> [Stated exercise]
Your task is to repeat the lines from the line with "Write the React, TypeScript" to the line with "import React from 'react'", both ends included, and nothing else. Pictures stay out of the copy.

━━ The data ━━

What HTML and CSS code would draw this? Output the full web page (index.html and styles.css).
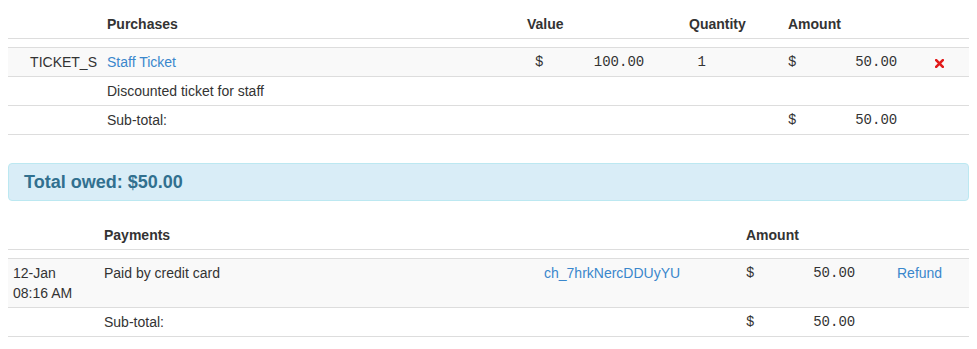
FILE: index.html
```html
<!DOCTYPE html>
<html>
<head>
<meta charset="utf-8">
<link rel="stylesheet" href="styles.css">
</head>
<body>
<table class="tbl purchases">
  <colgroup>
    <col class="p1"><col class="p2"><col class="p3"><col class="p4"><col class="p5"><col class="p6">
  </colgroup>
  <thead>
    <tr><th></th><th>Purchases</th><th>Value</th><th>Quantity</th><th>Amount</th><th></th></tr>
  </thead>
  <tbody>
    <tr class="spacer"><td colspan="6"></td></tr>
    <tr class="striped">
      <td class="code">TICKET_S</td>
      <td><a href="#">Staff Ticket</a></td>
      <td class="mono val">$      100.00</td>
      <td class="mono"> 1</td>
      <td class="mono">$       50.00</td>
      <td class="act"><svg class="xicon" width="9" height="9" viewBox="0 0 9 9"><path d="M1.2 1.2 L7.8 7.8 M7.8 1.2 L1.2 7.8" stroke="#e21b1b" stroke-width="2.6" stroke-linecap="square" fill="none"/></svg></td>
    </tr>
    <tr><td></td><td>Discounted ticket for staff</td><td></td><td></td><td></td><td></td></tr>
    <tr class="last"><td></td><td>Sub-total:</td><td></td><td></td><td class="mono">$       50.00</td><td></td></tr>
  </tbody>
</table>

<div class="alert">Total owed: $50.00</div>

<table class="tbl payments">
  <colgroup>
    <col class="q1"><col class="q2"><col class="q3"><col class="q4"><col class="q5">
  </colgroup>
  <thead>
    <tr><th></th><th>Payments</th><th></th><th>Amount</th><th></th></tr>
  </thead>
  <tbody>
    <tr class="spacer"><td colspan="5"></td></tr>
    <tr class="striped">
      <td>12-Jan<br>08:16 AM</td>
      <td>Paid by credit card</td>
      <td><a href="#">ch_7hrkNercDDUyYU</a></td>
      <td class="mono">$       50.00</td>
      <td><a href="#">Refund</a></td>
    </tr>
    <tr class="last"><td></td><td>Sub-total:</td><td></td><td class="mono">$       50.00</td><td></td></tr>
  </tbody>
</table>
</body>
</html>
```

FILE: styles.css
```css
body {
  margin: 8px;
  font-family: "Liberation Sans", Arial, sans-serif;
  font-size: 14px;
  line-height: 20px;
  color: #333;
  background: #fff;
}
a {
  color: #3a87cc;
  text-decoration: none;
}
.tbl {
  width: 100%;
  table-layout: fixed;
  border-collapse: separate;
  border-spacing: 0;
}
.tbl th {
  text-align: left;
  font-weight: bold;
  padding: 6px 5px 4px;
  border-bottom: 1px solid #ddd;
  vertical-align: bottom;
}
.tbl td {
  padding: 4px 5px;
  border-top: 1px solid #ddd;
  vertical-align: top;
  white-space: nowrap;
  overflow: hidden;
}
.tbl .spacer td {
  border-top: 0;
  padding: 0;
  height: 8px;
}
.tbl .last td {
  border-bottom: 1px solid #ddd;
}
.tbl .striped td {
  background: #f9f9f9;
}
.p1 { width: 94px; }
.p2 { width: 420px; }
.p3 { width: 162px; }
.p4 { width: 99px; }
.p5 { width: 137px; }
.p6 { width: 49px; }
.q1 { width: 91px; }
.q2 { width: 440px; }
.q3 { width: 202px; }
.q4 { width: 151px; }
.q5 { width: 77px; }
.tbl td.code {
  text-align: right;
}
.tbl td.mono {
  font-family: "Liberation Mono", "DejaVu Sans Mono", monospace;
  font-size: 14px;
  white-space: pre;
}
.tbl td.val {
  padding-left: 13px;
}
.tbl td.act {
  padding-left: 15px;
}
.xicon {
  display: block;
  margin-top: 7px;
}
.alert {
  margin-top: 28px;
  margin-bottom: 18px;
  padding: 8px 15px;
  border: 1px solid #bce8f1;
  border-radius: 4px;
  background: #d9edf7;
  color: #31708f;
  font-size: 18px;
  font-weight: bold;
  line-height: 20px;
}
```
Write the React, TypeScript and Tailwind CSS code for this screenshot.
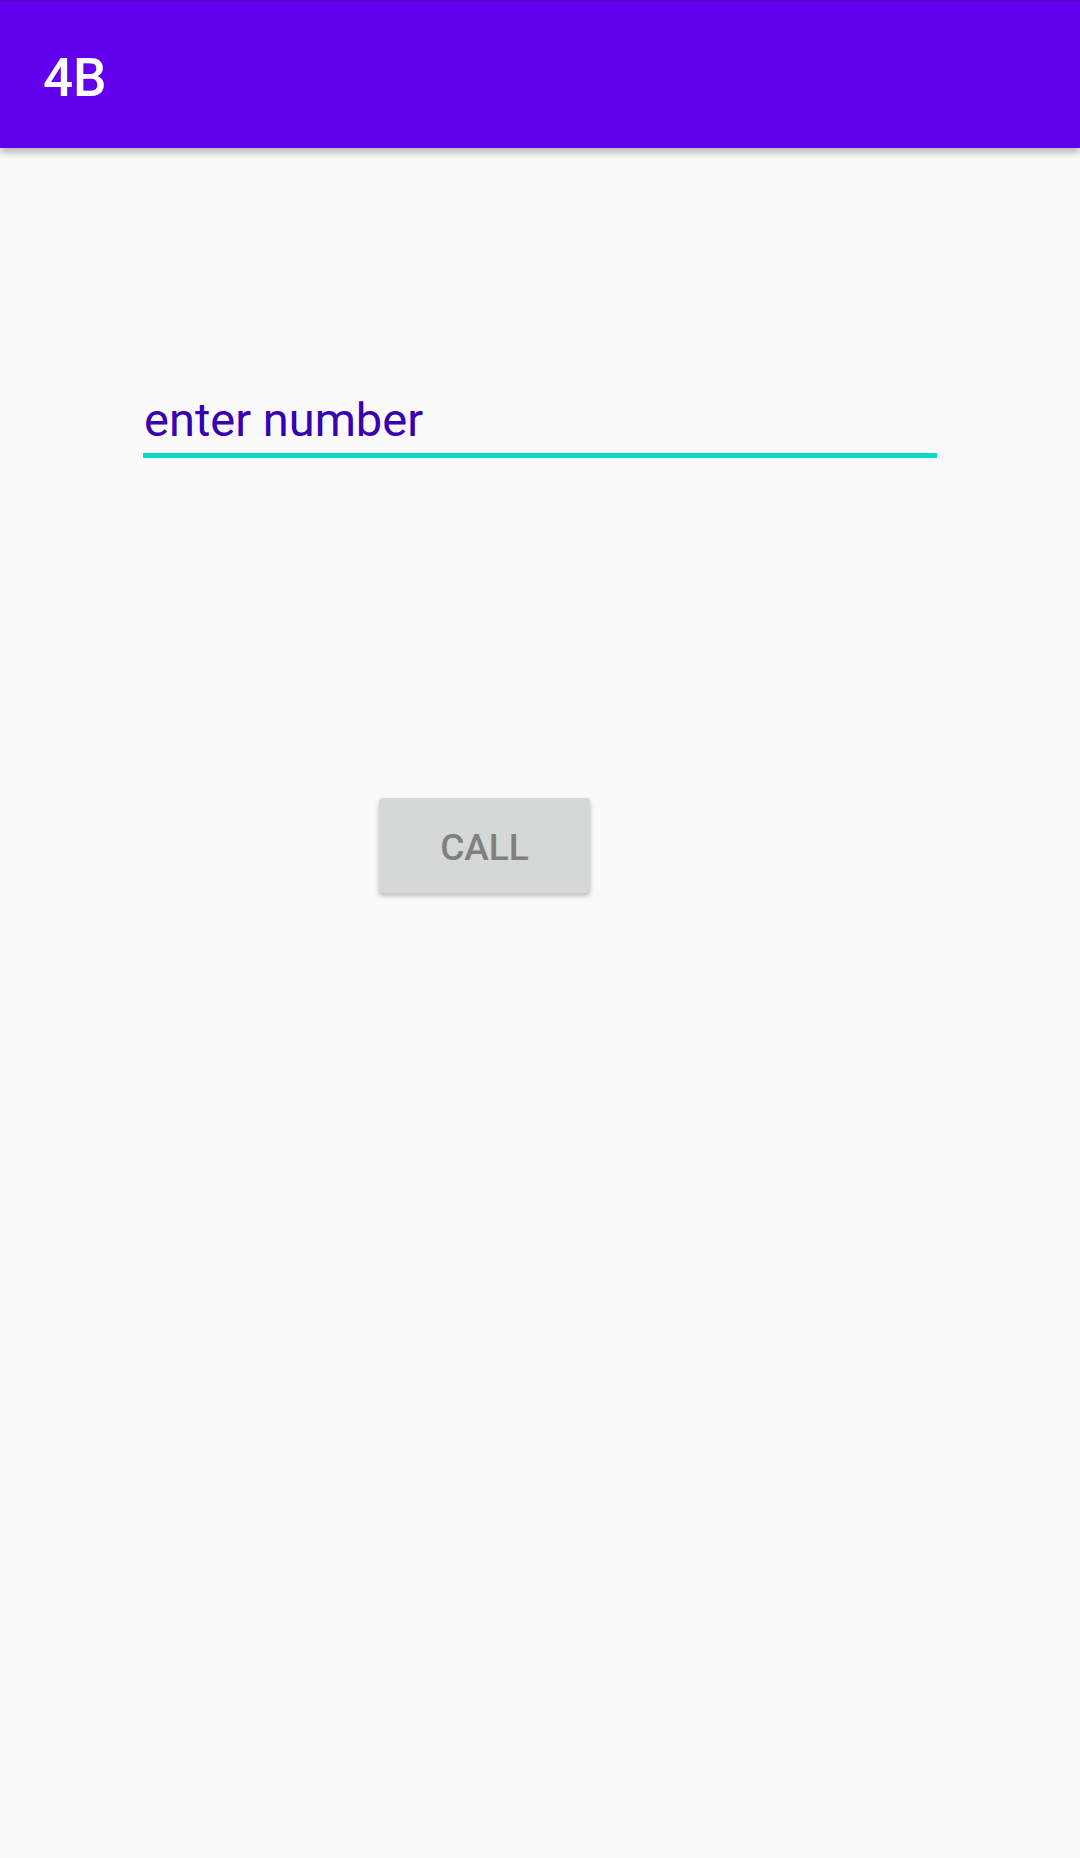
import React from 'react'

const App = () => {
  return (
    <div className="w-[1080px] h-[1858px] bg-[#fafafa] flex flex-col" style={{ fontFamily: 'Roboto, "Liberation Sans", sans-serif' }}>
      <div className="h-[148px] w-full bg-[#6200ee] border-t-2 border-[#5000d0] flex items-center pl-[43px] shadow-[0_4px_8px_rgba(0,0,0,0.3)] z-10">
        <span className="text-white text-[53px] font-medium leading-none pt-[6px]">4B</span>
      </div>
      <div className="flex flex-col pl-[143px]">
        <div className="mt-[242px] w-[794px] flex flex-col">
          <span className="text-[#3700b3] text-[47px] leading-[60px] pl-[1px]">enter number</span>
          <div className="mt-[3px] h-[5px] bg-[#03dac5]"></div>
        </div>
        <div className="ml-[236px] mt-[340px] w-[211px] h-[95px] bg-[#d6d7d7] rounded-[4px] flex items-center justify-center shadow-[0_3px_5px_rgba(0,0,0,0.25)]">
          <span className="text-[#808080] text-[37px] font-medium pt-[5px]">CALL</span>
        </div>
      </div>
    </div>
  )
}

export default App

━━━

> [Answer to this problem]
Write the React, TypeScript and Tailwind CSS code for this screenshot.
import React from 'react'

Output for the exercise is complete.